Repeat the material below exactly, with no pictures.

━━━━━━

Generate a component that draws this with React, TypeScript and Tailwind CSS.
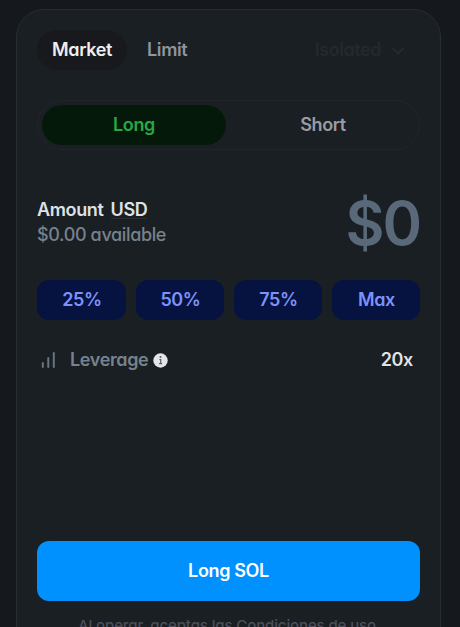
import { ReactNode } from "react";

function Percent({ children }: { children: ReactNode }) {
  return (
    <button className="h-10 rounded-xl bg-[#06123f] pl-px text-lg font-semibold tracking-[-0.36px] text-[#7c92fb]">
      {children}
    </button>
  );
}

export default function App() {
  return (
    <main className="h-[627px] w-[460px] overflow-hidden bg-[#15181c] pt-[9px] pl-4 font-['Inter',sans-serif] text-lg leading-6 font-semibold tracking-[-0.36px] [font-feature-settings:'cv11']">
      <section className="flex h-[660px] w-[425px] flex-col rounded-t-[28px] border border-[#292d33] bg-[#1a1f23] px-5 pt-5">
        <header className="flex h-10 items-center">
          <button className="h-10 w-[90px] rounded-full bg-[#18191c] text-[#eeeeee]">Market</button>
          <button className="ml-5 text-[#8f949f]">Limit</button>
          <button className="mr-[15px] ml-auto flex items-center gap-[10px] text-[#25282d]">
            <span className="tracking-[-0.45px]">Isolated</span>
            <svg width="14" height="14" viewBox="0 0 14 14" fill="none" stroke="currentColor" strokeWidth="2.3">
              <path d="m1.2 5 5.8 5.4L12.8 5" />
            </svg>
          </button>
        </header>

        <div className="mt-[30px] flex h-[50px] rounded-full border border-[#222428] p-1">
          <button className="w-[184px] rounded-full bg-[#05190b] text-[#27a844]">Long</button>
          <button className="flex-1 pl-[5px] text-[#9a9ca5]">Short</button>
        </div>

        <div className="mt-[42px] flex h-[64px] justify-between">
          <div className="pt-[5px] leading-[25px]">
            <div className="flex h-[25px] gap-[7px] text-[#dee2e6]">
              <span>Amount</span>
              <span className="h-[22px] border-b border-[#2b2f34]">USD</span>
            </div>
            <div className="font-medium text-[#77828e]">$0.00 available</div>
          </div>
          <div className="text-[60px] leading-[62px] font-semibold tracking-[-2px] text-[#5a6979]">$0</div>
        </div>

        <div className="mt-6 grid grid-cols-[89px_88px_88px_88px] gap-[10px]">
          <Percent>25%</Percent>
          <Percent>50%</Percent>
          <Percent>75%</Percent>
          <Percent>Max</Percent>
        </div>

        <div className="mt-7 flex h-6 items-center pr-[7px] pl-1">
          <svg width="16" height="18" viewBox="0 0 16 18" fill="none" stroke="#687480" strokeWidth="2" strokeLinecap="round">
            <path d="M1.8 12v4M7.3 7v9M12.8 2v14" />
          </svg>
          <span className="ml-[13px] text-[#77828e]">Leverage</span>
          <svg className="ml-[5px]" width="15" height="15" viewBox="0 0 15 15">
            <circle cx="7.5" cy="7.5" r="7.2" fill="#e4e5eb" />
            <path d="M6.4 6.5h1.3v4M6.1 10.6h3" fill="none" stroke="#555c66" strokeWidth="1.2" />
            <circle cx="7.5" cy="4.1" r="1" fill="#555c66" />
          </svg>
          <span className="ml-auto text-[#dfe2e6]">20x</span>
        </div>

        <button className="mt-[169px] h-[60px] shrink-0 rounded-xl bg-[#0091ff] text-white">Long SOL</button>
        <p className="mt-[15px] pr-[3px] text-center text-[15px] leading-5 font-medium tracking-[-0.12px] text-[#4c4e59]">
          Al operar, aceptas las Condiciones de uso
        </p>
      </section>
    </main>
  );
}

━━━━━━

[The solution]
Generate a component that draws this with React, TypeScript and Tailwind CSS.
import { ReactNode } from "react";

function Percent({ children }: { children: ReactNode }) {
  return (
    <button className="h-10 rounded-xl bg-[#06123f] pl-px text-lg font-semibold tracking-[-0.36px] text-[#7c92fb]">
      {children}
    </button>
  );
}

export default function App() {
  return (
    <main className="h-[627px] w-[460px] overflow-hidden bg-[#15181c] pt-[9px] pl-4 font-['Inter',sans-serif] text-lg leading-6 font-semibold tracking-[-0.36px] [font-feature-settings:'cv11']">
      <section className="flex h-[660px] w-[425px] flex-col rounded-t-[28px] border border-[#292d33] bg-[#1a1f23] px-5 pt-5">
        <header className="flex h-10 items-center">
          <button className="h-10 w-[90px] rounded-full bg-[#18191c] text-[#eeeeee]">Market</button>
          <button className="ml-5 text-[#8f949f]">Limit</button>
          <button className="mr-[15px] ml-auto flex items-center gap-[10px] text-[#25282d]">
            <span className="tracking-[-0.45px]">Isolated</span>
            <svg width="14" height="14" viewBox="0 0 14 14" fill="none" stroke="currentColor" strokeWidth="2.3">
              <path d="m1.2 5 5.8 5.4L12.8 5" />
            </svg>
          </button>
        </header>

        <div className="mt-[30px] flex h-[50px] rounded-full border border-[#222428] p-1">
          <button className="w-[184px] rounded-full bg-[#05190b] text-[#27a844]">Long</button>
          <button className="flex-1 pl-[5px] text-[#9a9ca5]">Short</button>
        </div>

        <div className="mt-[42px] flex h-[64px] justify-between">
          <div className="pt-[5px] leading-[25px]">
            <div className="flex h-[25px] gap-[7px] text-[#dee2e6]">
              <span>Amount</span>
              <span className="h-[22px] border-b border-[#2b2f34]">USD</span>
            </div>
            <div className="font-medium text-[#77828e]">$0.00 available</div>
          </div>
          <div className="text-[60px] leading-[62px] font-semibold tracking-[-2px] text-[#5a6979]">$0</div>
        </div>

        <div className="mt-6 grid grid-cols-[89px_88px_88px_88px] gap-[10px]">
          <Percent>25%</Percent>
          <Percent>50%</Percent>
          <Percent>75%</Percent>
          <Percent>Max</Percent>
        </div>

        <div className="mt-7 flex h-6 items-center pr-[7px] pl-1">
          <svg width="16" height="18" viewBox="0 0 16 18" fill="none" stroke="#687480" strokeWidth="2" strokeLinecap="round">
            <path d="M1.8 12v4M7.3 7v9M12.8 2v14" />
          </svg>
          <span className="ml-[13px] text-[#77828e]">Leverage</span>
          <svg className="ml-[5px]" width="15" height="15" viewBox="0 0 15 15">
            <circle cx="7.5" cy="7.5" r="7.2" fill="#e4e5eb" />
            <path d="M6.4 6.5h1.3v4M6.1 10.6h3" fill="none" stroke="#555c66" strokeWidth="1.2" />
            <circle cx="7.5" cy="4.1" r="1" fill="#555c66" />
          </svg>
          <span className="ml-auto text-[#dfe2e6]">20x</span>
        </div>

        <button className="mt-[169px] h-[60px] shrink-0 rounded-xl bg-[#0091ff] text-white">Long SOL</button>
        <p className="mt-[15px] pr-[3px] text-center text-[15px] leading-5 font-medium tracking-[-0.12px] text-[#4c4e59]">
          Al operar, aceptas las Condiciones de uso
        </p>
      </section>
    </main>
  );
}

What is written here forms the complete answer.